>> Start

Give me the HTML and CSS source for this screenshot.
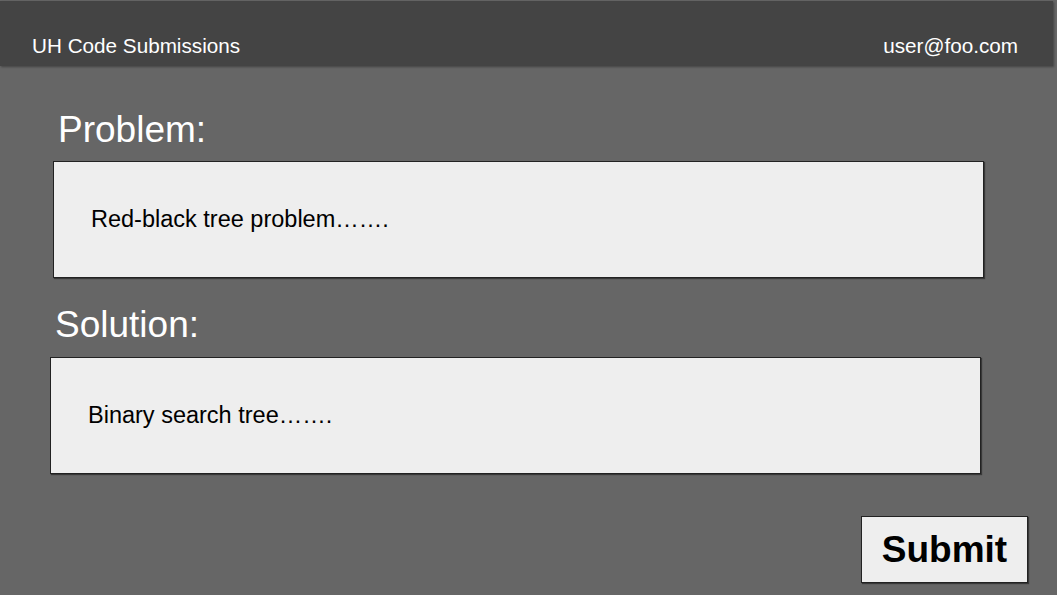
FILE: index.html
```html
<!DOCTYPE html>
<html>
<head>
<meta charset="utf-8">
<link rel="stylesheet" href="styles.css">
</head>
<body>
<header class="topbar">
  <span class="brand">UH Code Submissions</span>
  <span class="user">user@foo.com</span>
</header>
<main class="content">
  <section class="field field-problem">
    <h2 class="label">Problem:</h2>
    <div class="box">Red-black tree problem…….</div>
  </section>
  <section class="field field-solution">
    <h2 class="label">Solution:</h2>
    <div class="box">Binary search tree…….</div>
  </section>
  <div class="actions">
    <button class="submit">Submit</button>
  </div>
</main>
</body>
</html>
```
FILE: styles.css
```css
html, body {
  margin: 0;
  padding: 0;
  background: #666666;
  font-family: "Liberation Sans", Arial, sans-serif;
  height: 100%;
  overflow: hidden;
}

.topbar {
  margin: 1px 4px 0 0;
  height: 65px;
  background: #444444;
  box-shadow: 1px 1px 2px rgba(0, 0, 0, 0.35);
  display: flex;
  justify-content: space-between;
  align-items: flex-end;
  padding: 0 35px 8px 32px;
  box-sizing: border-box;
  color: #ffffff;
  font-size: 20.7px;
}

.content {
  display: flex;
  flex-direction: column;
}

.field {
  display: flex;
  flex-direction: column;
}

.field-problem {
  padding: 43px 0 0 53px;
}

.field-solution {
  padding: 26px 0 0 50px;
}

.label {
  margin: 0 0 11px 5px;
  font-size: 37px;
  font-weight: normal;
  color: #ffffff;
  line-height: 41px;
}

.field-solution .label {
  margin-bottom: 12px;
}

.box {
  height: 115px;
  background: #eeeeee;
  border: 1px solid #222222;
  box-shadow: 1px 1px 1px rgba(0, 0, 0, 0.45);
  display: flex;
  align-items: center;
  padding-left: 37px;
  box-sizing: content-box;
  font-size: 23.5px;
  color: #000000;
}

.field .box {
  width: 892px;
}

.actions {
  display: flex;
  justify-content: flex-end;
  padding: 42px 29px 0 0;
}

.submit {
  width: 167px;
  height: 67px;
  background: #eeeeee;
  border: 1px solid #222222;
  box-shadow: 1px 1px 1px rgba(0, 0, 0, 0.45);
  font-family: "Liberation Sans", Arial, sans-serif;
  font-weight: bold;
  font-size: 37px;
  color: #000000;
  padding: 0;
  box-sizing: border-box;
}
```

>> End

_PROBLEM REQUIREMENTS_
Make an exact reproduction of the listing above, without any pictures.

_OUTPUT FOR THIS TASK_
Give me the HTML and CSS source for this screenshot.
FILE: index.html
```html
<!DOCTYPE html>
<html>
<head>
<meta charset="utf-8">
<link rel="stylesheet" href="styles.css">
</head>
<body>
<header class="topbar">
  <span class="brand">UH Code Submissions</span>
  <span class="user">user@foo.com</span>
</header>
<main class="content">
  <section class="field field-problem">
    <h2 class="label">Problem:</h2>
    <div class="box">Red-black tree problem…….</div>
  </section>
  <section class="field field-solution">
    <h2 class="label">Solution:</h2>
    <div class="box">Binary search tree…….</div>
  </section>
  <div class="actions">
    <button class="submit">Submit</button>
  </div>
</main>
</body>
</html>
```
FILE: styles.css
```css
html, body {
  margin: 0;
  padding: 0;
  background: #666666;
  font-family: "Liberation Sans", Arial, sans-serif;
  height: 100%;
  overflow: hidden;
}

.topbar {
  margin: 1px 4px 0 0;
  height: 65px;
  background: #444444;
  box-shadow: 1px 1px 2px rgba(0, 0, 0, 0.35);
  display: flex;
  justify-content: space-between;
  align-items: flex-end;
  padding: 0 35px 8px 32px;
  box-sizing: border-box;
  color: #ffffff;
  font-size: 20.7px;
}

.content {
  display: flex;
  flex-direction: column;
}

.field {
  display: flex;
  flex-direction: column;
}

.field-problem {
  padding: 43px 0 0 53px;
}

.field-solution {
  padding: 26px 0 0 50px;
}

.label {
  margin: 0 0 11px 5px;
  font-size: 37px;
  font-weight: normal;
  color: #ffffff;
  line-height: 41px;
}

.field-solution .label {
  margin-bottom: 12px;
}

.box {
  height: 115px;
  background: #eeeeee;
  border: 1px solid #222222;
  box-shadow: 1px 1px 1px rgba(0, 0, 0, 0.45);
  display: flex;
  align-items: center;
  padding-left: 37px;
  box-sizing: content-box;
  font-size: 23.5px;
  color: #000000;
}

.field .box {
  width: 892px;
}

.actions {
  display: flex;
  justify-content: flex-end;
  padding: 42px 29px 0 0;
}

.submit {
  width: 167px;
  height: 67px;
  background: #eeeeee;
  border: 1px solid #222222;
  box-shadow: 1px 1px 1px rgba(0, 0, 0, 0.45);
  font-family: "Liberation Sans", Arial, sans-serif;
  font-weight: bold;
  font-size: 37px;
  color: #000000;
  padding: 0;
  box-sizing: border-box;
}
```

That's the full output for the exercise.